"What is panning? And what is panning in photography?"
Hint: It doesn't involve a frying pan. In this post, I will explain to you what the panning technique is and I will show you photos I took Saturday at a kart racing event here in Elkhart Indiana. More photos from the event can be found on my Instagram page.
The two photos above illustrate both the panning technique and a 'regular still' photograph. It's up to the photographer to decide on what they want to portray in an image and manipulating shuter speed is one way to do that.
Panning during a photo is a technique use to convey motion, where the photographer moves his or her camera to follow the subject in frame as it is moving through its environment. The subject can appear still and sharp while everything else in the camera's frame is blurred from the movement of the camera. Common subjects of this technique include aerial and terrestrial animals and vehicles, people on rides, or anything that moves.
Here is how to do it:
So how do you properly capture a subject via panning? Set the shutter speed slow enough to allow you to pan and capture the blur of the environment while you are panning your lens, but quick enough that you are not picking up other unwanted movement. Some examples of unwanted movement could be the bounce of a car over a bump (other way to describe a change in direction of travel however brief), the movement of something on the subject itself, and the shake of your camera as you are panning. The longer the shutter remains open, the chances of capturing unwanted movement in your panning shot increase. Below are some examples of unwanted movement from panning shots taken yesterday.
Make sure your exposure is correct:
Setting the shutter speed is only part of taking a good panning photo. The most perfectly timed panning technique can be ruined with inadvertent over-exposure if you are not paying attention to the other two elements on the exposure triangle: aperture and ISO. When shooting totally manual, the photographer needs to decrease the aperature or decrease the ISO setting or both when slowing down the shutter speed to attain a good panning shot. For example, proper exposure requires ISO 400, f/5.6 and 1/250 second and you want to decrease the shutter speed to 1/60th second for panning. That is a two-stop difference that is made up by decreasing the ISO two stops to 100 or decreasing the aperture two stops to f/11 or decreasing the ISO and aperture one stop each to ISO 100 and f/8 respectively for total of two stop effect on exposure.
If dealing with aperture and ISO is too much to think about, you can have your camera do the thinking for you by setting the ISO setting to Auto and photo setting to timer/shutter priority. With the camera set to timer priority, the camera does the calculation to set the aperture to correct setting for proper exposure. A potential problem exists with the limits of your camera for aperture and ISO while at the desired shutter setting. In such cases, the use of a neutral density filter may be necessary to get you the desired reduction in exposure.

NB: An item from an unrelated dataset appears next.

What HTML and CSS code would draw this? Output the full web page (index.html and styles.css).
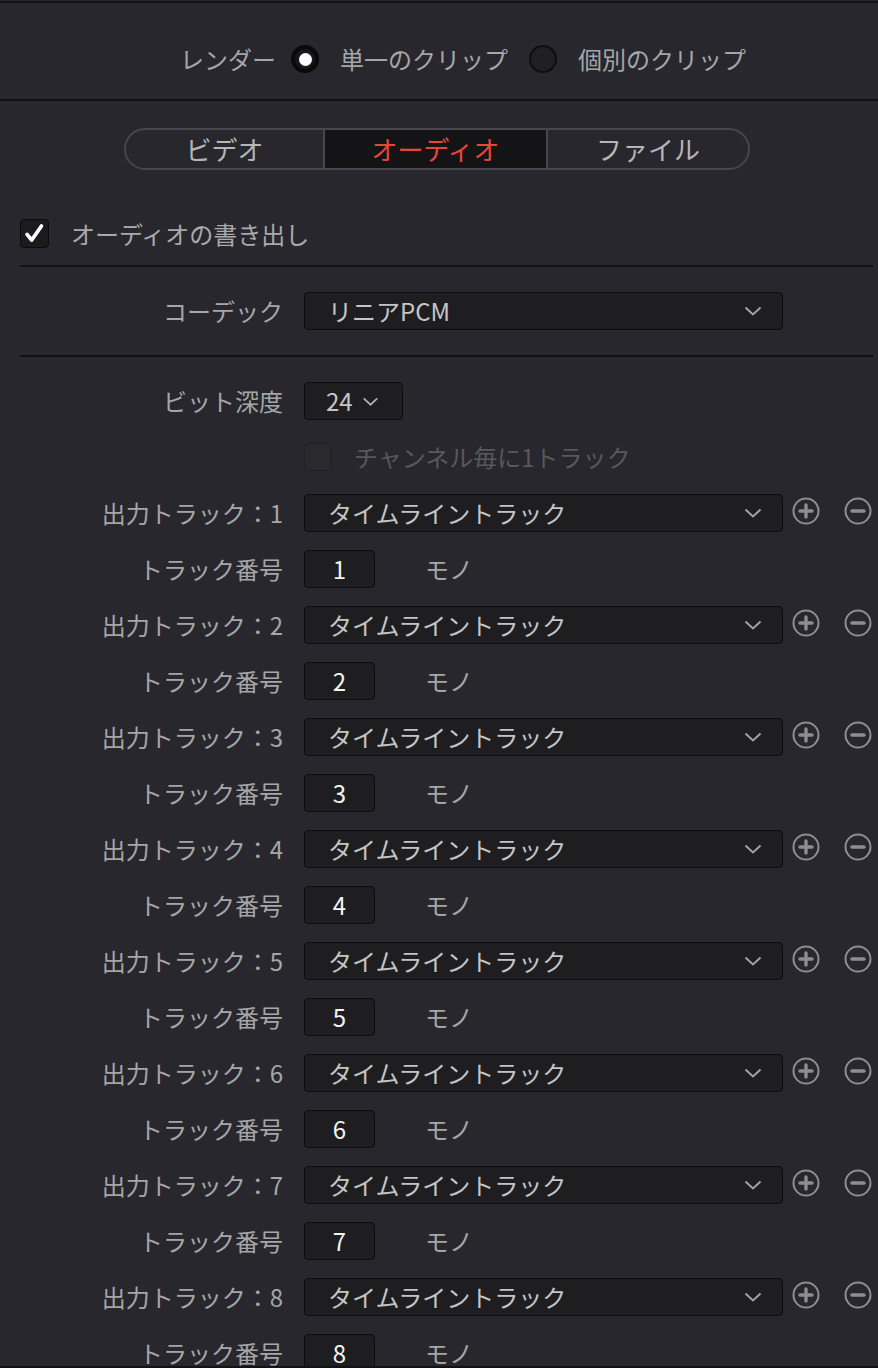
FILE: index.html
```html
<!DOCTYPE html>
<html lang="ja">
<head>
<meta charset="utf-8">
<title>レンダー設定 - オーディオ</title>
<link rel="stylesheet" href="styles.css">
</head>
<body>
<div class="page">
  <div class="top-rule"></div>
  <div class="render-row">
    <span class="render-label">レンダー</span>
    <span class="radio checked"></span>
    <span class="radio-text">単一のクリップ</span>
    <span class="radio"></span>
    <span class="radio-text">個別のクリップ</span>
  </div>
  <div class="rule full"></div>

  <div class="tabs">
    <div class="tab tab-video">ビデオ</div>
    <div class="tab tab-audio active">オーディオ</div>
    <div class="tab tab-file">ファイル</div>
  </div>

  <div class="export-row">
    <span class="checkbox checked">
      <svg viewBox="0 0 29 29" width="27" height="27"><path d="M6.5 15.5 L11.5 21.5 L22 6.5" fill="none" stroke="#fff" stroke-width="4" stroke-linecap="round" stroke-linejoin="round"/></svg>
    </span>
    <span class="export-text">オーディオの書き出し</span>
  </div>
  <div class="rule inset first"></div>

  <div class="form-row codec-row">
    <div class="label">コーデック</div>
    <div class="select wide"><span>リニアPCM</span><svg class="chev" viewBox="0 0 18 10" width="18" height="10"><polyline points="1.5,1.5 9,8.5 16.5,1.5" fill="none" stroke="#a3a3a6" stroke-width="2"/></svg></div>
  </div>
  <div class="rule inset second"></div>

  <div class="form-row bit-row">
    <div class="label">ビット深度</div>
    <div class="select small"><span>24</span><svg class="chev" viewBox="0 0 18 10" width="17" height="9"><polyline points="1.5,1.5 9,8.5 16.5,1.5" fill="none" stroke="#b0b0b3" stroke-width="2"/></svg></div>
  </div>

  <div class="form-row channel-row">
    <div class="label"></div>
    <span class="checkbox disabled"></span>
    <span class="disabled-text">チャンネル毎に1トラック</span>
  </div>

  <div class="tracks">
    <div class="form-row track-row"><div class="label">出力トラック：1</div><div class="select wide"><span>タイムライントラック</span><svg class="chev" viewBox="0 0 18 10" width="18" height="10"><polyline points="1.5,1.5 9,8.5 16.5,1.5" fill="none" stroke="#a3a3a6" stroke-width="2"/></svg></div><svg class="icon-btn plus" viewBox="0 0 28 28" width="28" height="28"><circle cx="14" cy="14" r="12.5" fill="none" stroke="#8e8e92" stroke-width="2"/><path d="M8 14 H20 M14 8 V20" stroke="#8e8e92" stroke-width="3.4" stroke-linecap="round"/></svg><svg class="icon-btn minus" viewBox="0 0 28 28" width="28" height="28"><circle cx="14" cy="14" r="12.5" fill="none" stroke="#8e8e92" stroke-width="2"/><path d="M8 14 H20" stroke="#8e8e92" stroke-width="3.4" stroke-linecap="round"/></svg></div>
    <div class="form-row num-row"><div class="label">トラック番号</div><div class="num">1</div><span class="mono">モノ</span></div>

    <div class="form-row track-row"><div class="label">出力トラック：2</div><div class="select wide"><span>タイムライントラック</span><svg class="chev" viewBox="0 0 18 10" width="18" height="10"><polyline points="1.5,1.5 9,8.5 16.5,1.5" fill="none" stroke="#a3a3a6" stroke-width="2"/></svg></div><svg class="icon-btn plus" viewBox="0 0 28 28" width="28" height="28"><circle cx="14" cy="14" r="12.5" fill="none" stroke="#8e8e92" stroke-width="2"/><path d="M8 14 H20 M14 8 V20" stroke="#8e8e92" stroke-width="3.4" stroke-linecap="round"/></svg><svg class="icon-btn minus" viewBox="0 0 28 28" width="28" height="28"><circle cx="14" cy="14" r="12.5" fill="none" stroke="#8e8e92" stroke-width="2"/><path d="M8 14 H20" stroke="#8e8e92" stroke-width="3.4" stroke-linecap="round"/></svg></div>
    <div class="form-row num-row"><div class="label">トラック番号</div><div class="num">2</div><span class="mono">モノ</span></div>

    <div class="form-row track-row"><div class="label">出力トラック：3</div><div class="select wide"><span>タイムライントラック</span><svg class="chev" viewBox="0 0 18 10" width="18" height="10"><polyline points="1.5,1.5 9,8.5 16.5,1.5" fill="none" stroke="#a3a3a6" stroke-width="2"/></svg></div><svg class="icon-btn plus" viewBox="0 0 28 28" width="28" height="28"><circle cx="14" cy="14" r="12.5" fill="none" stroke="#8e8e92" stroke-width="2"/><path d="M8 14 H20 M14 8 V20" stroke="#8e8e92" stroke-width="3.4" stroke-linecap="round"/></svg><svg class="icon-btn minus" viewBox="0 0 28 28" width="28" height="28"><circle cx="14" cy="14" r="12.5" fill="none" stroke="#8e8e92" stroke-width="2"/><path d="M8 14 H20" stroke="#8e8e92" stroke-width="3.4" stroke-linecap="round"/></svg></div>
    <div class="form-row num-row"><div class="label">トラック番号</div><div class="num">3</div><span class="mono">モノ</span></div>

    <div class="form-row track-row"><div class="label">出力トラック：4</div><div class="select wide"><span>タイムライントラック</span><svg class="chev" viewBox="0 0 18 10" width="18" height="10"><polyline points="1.5,1.5 9,8.5 16.5,1.5" fill="none" stroke="#a3a3a6" stroke-width="2"/></svg></div><svg class="icon-btn plus" viewBox="0 0 28 28" width="28" height="28"><circle cx="14" cy="14" r="12.5" fill="none" stroke="#8e8e92" stroke-width="2"/><path d="M8 14 H20 M14 8 V20" stroke="#8e8e92" stroke-width="3.4" stroke-linecap="round"/></svg><svg class="icon-btn minus" viewBox="0 0 28 28" width="28" height="28"><circle cx="14" cy="14" r="12.5" fill="none" stroke="#8e8e92" stroke-width="2"/><path d="M8 14 H20" stroke="#8e8e92" stroke-width="3.4" stroke-linecap="round"/></svg></div>
    <div class="form-row num-row"><div class="label">トラック番号</div><div class="num">4</div><span class="mono">モノ</span></div>

    <div class="form-row track-row"><div class="label">出力トラック：5</div><div class="select wide"><span>タイムライントラック</span><svg class="chev" viewBox="0 0 18 10" width="18" height="10"><polyline points="1.5,1.5 9,8.5 16.5,1.5" fill="none" stroke="#a3a3a6" stroke-width="2"/></svg></div><svg class="icon-btn plus" viewBox="0 0 28 28" width="28" height="28"><circle cx="14" cy="14" r="12.5" fill="none" stroke="#8e8e92" stroke-width="2"/><path d="M8 14 H20 M14 8 V20" stroke="#8e8e92" stroke-width="3.4" stroke-linecap="round"/></svg><svg class="icon-btn minus" viewBox="0 0 28 28" width="28" height="28"><circle cx="14" cy="14" r="12.5" fill="none" stroke="#8e8e92" stroke-width="2"/><path d="M8 14 H20" stroke="#8e8e92" stroke-width="3.4" stroke-linecap="round"/></svg></div>
    <div class="form-row num-row"><div class="label">トラック番号</div><div class="num">5</div><span class="mono">モノ</span></div>

    <div class="form-row track-row"><div class="label">出力トラック：6</div><div class="select wide"><span>タイムライントラック</span><svg class="chev" viewBox="0 0 18 10" width="18" height="10"><polyline points="1.5,1.5 9,8.5 16.5,1.5" fill="none" stroke="#a3a3a6" stroke-width="2"/></svg></div><svg class="icon-btn plus" viewBox="0 0 28 28" width="28" height="28"><circle cx="14" cy="14" r="12.5" fill="none" stroke="#8e8e92" stroke-width="2"/><path d="M8 14 H20 M14 8 V20" stroke="#8e8e92" stroke-width="3.4" stroke-linecap="round"/></svg><svg class="icon-btn minus" viewBox="0 0 28 28" width="28" height="28"><circle cx="14" cy="14" r="12.5" fill="none" stroke="#8e8e92" stroke-width="2"/><path d="M8 14 H20" stroke="#8e8e92" stroke-width="3.4" stroke-linecap="round"/></svg></div>
    <div class="form-row num-row"><div class="label">トラック番号</div><div class="num">6</div><span class="mono">モノ</span></div>

    <div class="form-row track-row"><div class="label">出力トラック：7</div><div class="select wide"><span>タイムライントラック</span><svg class="chev" viewBox="0 0 18 10" width="18" height="10"><polyline points="1.5,1.5 9,8.5 16.5,1.5" fill="none" stroke="#a3a3a6" stroke-width="2"/></svg></div><svg class="icon-btn plus" viewBox="0 0 28 28" width="28" height="28"><circle cx="14" cy="14" r="12.5" fill="none" stroke="#8e8e92" stroke-width="2"/><path d="M8 14 H20 M14 8 V20" stroke="#8e8e92" stroke-width="3.4" stroke-linecap="round"/></svg><svg class="icon-btn minus" viewBox="0 0 28 28" width="28" height="28"><circle cx="14" cy="14" r="12.5" fill="none" stroke="#8e8e92" stroke-width="2"/><path d="M8 14 H20" stroke="#8e8e92" stroke-width="3.4" stroke-linecap="round"/></svg></div>
    <div class="form-row num-row"><div class="label">トラック番号</div><div class="num">7</div><span class="mono">モノ</span></div>

    <div class="form-row track-row"><div class="label">出力トラック：8</div><div class="select wide"><span>タイムライントラック</span><svg class="chev" viewBox="0 0 18 10" width="18" height="10"><polyline points="1.5,1.5 9,8.5 16.5,1.5" fill="none" stroke="#a3a3a6" stroke-width="2"/></svg></div><svg class="icon-btn plus" viewBox="0 0 28 28" width="28" height="28"><circle cx="14" cy="14" r="12.5" fill="none" stroke="#8e8e92" stroke-width="2"/><path d="M8 14 H20 M14 8 V20" stroke="#8e8e92" stroke-width="3.4" stroke-linecap="round"/></svg><svg class="icon-btn minus" viewBox="0 0 28 28" width="28" height="28"><circle cx="14" cy="14" r="12.5" fill="none" stroke="#8e8e92" stroke-width="2"/><path d="M8 14 H20" stroke="#8e8e92" stroke-width="3.4" stroke-linecap="round"/></svg></div>
    <div class="form-row num-row"><div class="label">トラック番号</div><div class="num">8</div><span class="mono">モノ</span></div>
  </div>
</div>
</body>
</html>
```

FILE: styles.css
```css
html, body {
  margin: 0;
  padding: 0;
  background: #28272d;
}

body {
  font-family: "Noto Sans CJK JP", "Noto Sans", sans-serif;
  font-size: 24px;
  color: #a7a7a9;
}

.page {
  height: 1366px;
  overflow: hidden;
  border-bottom: 2px solid #131315;
}

.top-rule {
  margin-top: 1px;
  height: 2px;
  background: #121214;
}

.render-row {
  display: flex;
  align-items: center;
  height: 28px;
  line-height: 28px;
  padding: 42px 0 26px 180px;
  color: #a6a6a8;
}

.render-label {
  margin-right: 15px;
}

.radio {
  flex: none;
  width: 28px;
  height: 28px;
  box-sizing: border-box;
  border-radius: 50%;
  background: #202023;
  border: 2px solid #0e0e10;
  margin-right: 21px;
  display: flex;
  align-items: center;
  justify-content: center;
}

.radio.checked {
  background: #18181b;
  border: 4px solid #0a0a0b;
}

.radio.checked::after {
  content: "";
  width: 13px;
  height: 13px;
  border-radius: 50%;
  background: #ffffff;
}

.radio-text {
  margin-right: 21px;
}

.rule {
  height: 2px;
  background: #121214;
}

.rule.inset {
  margin: 0 5px 0 20px;
}

.rule.inset.first {
  margin-top: 17px;
}

.rule.inset.second {
  margin-top: 25px;
}

.tabs {
  display: flex;
  width: 626px;
  height: 42px;
  box-sizing: border-box;
  margin: 27px 0 0 124px;
  border: 2px solid #47464d;
  border-radius: 21px;
  overflow: hidden;
}

.tab {
  display: flex;
  align-items: center;
  justify-content: center;
  font-size: 26px;
  line-height: 38px;
  color: #b5b5b7;
}

.tab-video {
  width: 197px;
}

.tab-audio {
  width: 225px;
  box-sizing: border-box;
  border-left: 2px solid #47464d;
  border-right: 2px solid #47464d;
  background: #141416;
  color: #e9463b;
}

.tab-file {
  width: 200px;
}

.export-row {
  display: flex;
  align-items: center;
  height: 29px;
  margin: 49px 0 0 20px;
  color: #aaaaac;
  line-height: 29px;
}

.checkbox {
  flex: none;
  width: 29px;
  height: 29px;
  box-sizing: border-box;
  border-radius: 4px;
  background: #1b1b1e;
  border: 1px solid #0b0b0d;
  margin-right: 22px;
  display: flex;
  align-items: center;
  justify-content: center;
}

.checkbox.disabled {
  width: 28px;
  height: 28px;
  background: #29292e;
  border: 1px solid #202024;
}

.disabled-text {
  color: #58585e;
}

.form-row {
  display: flex;
  align-items: center;
  line-height: 38px;
}

.codec-row {
  margin-top: 25px;
}

.bit-row {
  margin-top: 25px;
}

.channel-row {
  margin-top: 23px;
  height: 28px;
  line-height: 28px;
}

.tracks {
  margin-top: 23px;
  display: flex;
  flex-direction: column;
  gap: 18px;
}

.label {
  flex: none;
  width: 283px;
  margin-right: 21px;
  text-align: right;
  color: #a6a6a8;
  white-space: nowrap;
}

.select {
  height: 38px;
  box-sizing: border-box;
  background: #1e1e21;
  border: 1px solid #0c0c0e;
  border-radius: 4px;
  display: flex;
  align-items: center;
  color: #c5c5c7;
}

.select.wide {
  width: 479px;
  padding: 0 20px 0 23px;
  justify-content: space-between;
}

.select.small {
  width: 99px;
  padding-left: 21px;
  gap: 9px;
}

.chev {
  flex: none;
}

.num {
  width: 71px;
  height: 38px;
  box-sizing: border-box;
  background: #1e1e21;
  border: 1px solid #0c0c0e;
  border-radius: 4px;
  display: flex;
  align-items: center;
  justify-content: center;
  color: #f3f3f3;
}

.mono {
  margin-left: 50px;
  color: #a6a6a8;
}

.icon-btn {
  flex: none;
  position: relative;
  top: -2px;
}

.icon-btn.plus {
  margin-left: 9px;
}

.icon-btn.minus {
  margin-left: 24px;
}
```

You do not need a camera that can shoot 10 frames per second. My 6D that has a speed of 3.5 fps did just fine as I captured 2-3 shots per burst. I did well with single (non-burst) shots as well. However, what you do need is a camera that tracks your moving subject and focuses on that subject while you are shooting. On canon SLR systems, it's changing the Autofocus mode to Servo mode so it tracks continuously under the selected aoutofocus point while you have your finger on the focus button.
I hope these tips on panning helped you out. I had a blast shooting yesterday. People were giving me room while I repeatedly swung around my 70-200mm lens with lens hood as the karts zoomed by me. I bet that was a sight to see! So go and have fun with it. Not many of the photos you first take will come out sharp. Mine were not. Heck, a good amount of my panning photos yesterday were unusable. But with practice, you will get there and you will be proud of showing off this technique.